Question

If the equation \( x^4 + ax^3 + bx^2 + cx + d = 0 \) has three equal roots, then the root is:

• A. \( \frac{6c - ab}{8b - 3a^2} \)
• B. \( \frac{ab - 6c}{8b + 3a^2} \)
• C. \( \frac{6c - ab}{3a^2 - 4b} \)
• D. \( \frac{6c - ab}{3a^2 - 8b} \)

Hint:

Match the coefficients to solve for the root in equations with repeated roots.

Answer 1

The Correct Option is A

For three equal roots, factor as \( (x - r)^3(x - s) = 0 \).
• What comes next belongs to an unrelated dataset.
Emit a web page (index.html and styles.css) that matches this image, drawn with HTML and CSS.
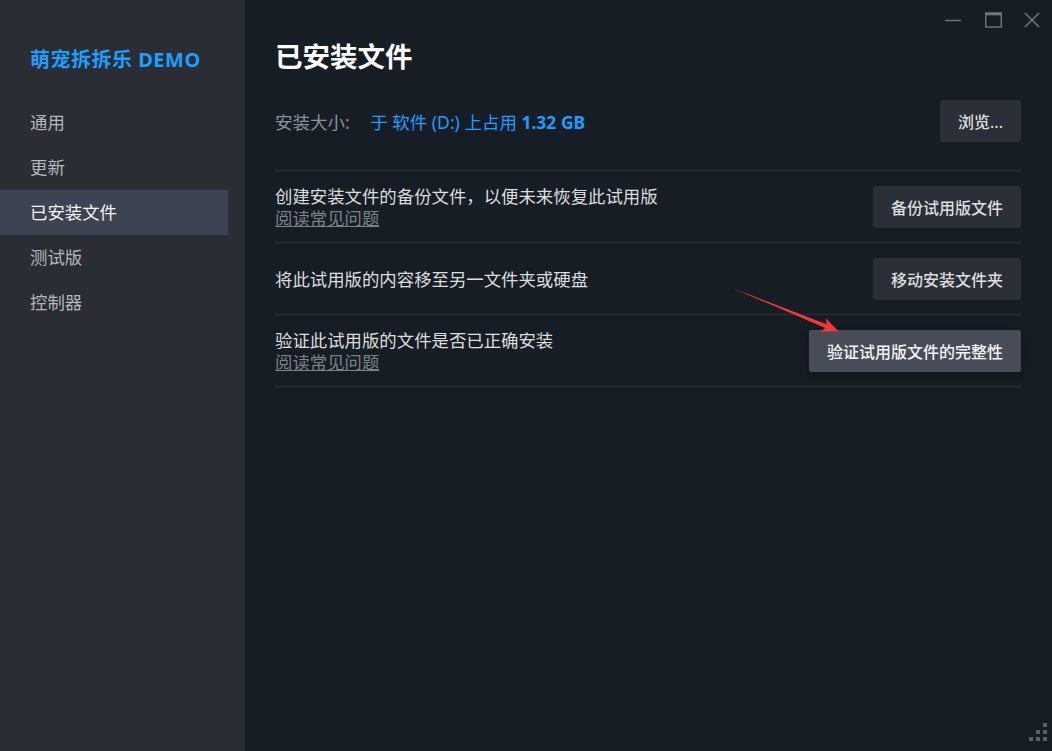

Expanding: \[ x^4 - (3r + s)x^3 + (3r^2 + 2rs)x^2 - (r^3 + 3r^2s)x + r^3s = 0 \] Matching coefficients with \( x^4 + ax^3 + bx^2 + cx + d = 0 \): \[ a = -(3r + s), \quad b = 3r^2 + 2rs, \quad c = -(r^3 + 3r^2s), \quad d = r^3s \] From \( a = -(3r + s) \), solve for \( s = -a - 3r \). Substituting into \( b \) and \( c \), we get: \[ r = \frac{6c - ab}{8b - 3a^2} \] Thus, the root is \( \frac{6c - ab}{8b - 3a^2} \), option (1).